We went to a ruined château that had one time been in “no man’s land.” It must have been a wonderful place before the war. There was an artificial lake that had been surrounded with statuary. Everything was broken and ruined. A marble woman lay on the bottom of the stone steps. Her head lay ten inches from her body, her right arm, shoulder and half her breast was gone. The break was very clean as if it had been cut away with a sharp sword. Her legs and lower trunk lay in the water and was covered with green stuff so I was foolish enough to imagine that her skin was gone in spots and that the green stuff was powder gangrene. People who live in the U.S. and people who live even in Paris don’t know what this war is. What had been a beautiful lawn in front of the house was torn to pieces with shell holes and though I didn’t see any, I imagined pieces of humanity covered and buried in the debris. Have you read the poem (Service’s) about the Red poppies of No Man’s land. [?] I picked this one for you.
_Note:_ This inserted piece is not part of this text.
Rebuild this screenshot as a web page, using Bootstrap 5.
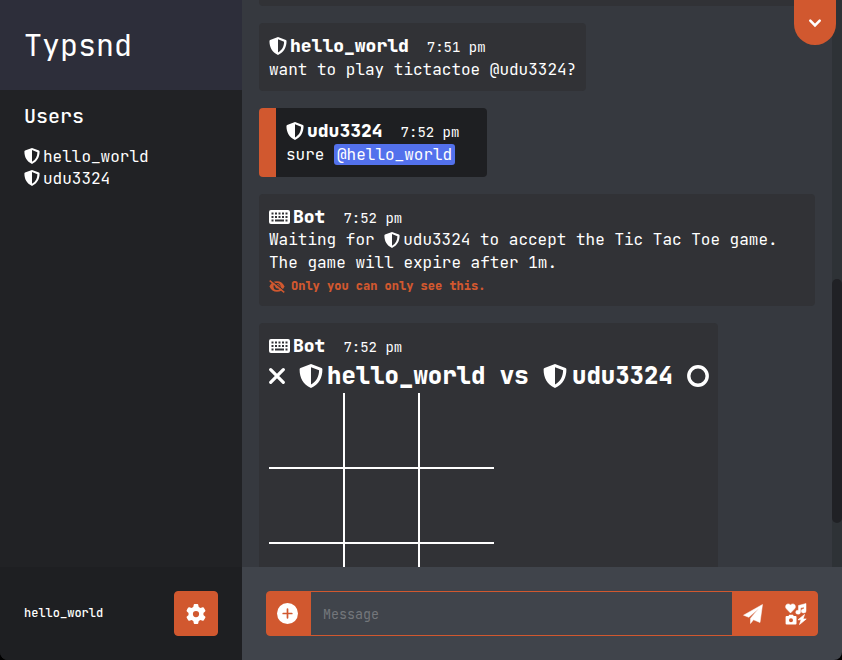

This place where I live was the house of the village butcher. I have a bed about 5 feet from the floor. The principal covering is a big red feather bed. We eat at the artillery Hdqrs. Mess 10th Army. I like the open country with the pretty fields and beautiful trees but I hate those dirty little towers.
Yesterday we saw some more anti-aviation batteries and inspected many dugouts. For the most part they are the same. Merely a hole in the ground with some straw. It will be hard for me to live in a hole with a great grey rat – or several – for a bedfellow. And the little grey bugs – a skunk is better than a man in the trenches because God gave him powers for combating such vermin.
You must read the poem “The Shooting of Dan McGrew” because he tells how dirty a man can get “all covered with hair” and “in a buckskin shirt that was glazed with dirt, he sat, and I saw him sway.” That means that the man was dirty but it might be called a “clean earthy dirt” while our soldiers are filthy with vermin.
Lady, pretty soon I’ll have you feeling crawling things and wanting a bath, so I shall stop. Really I have written a very long letter don’t you think?
We will probably return to Paris on Friday and I hope I can see you Saturday evening. We will be in Paris next Sunday.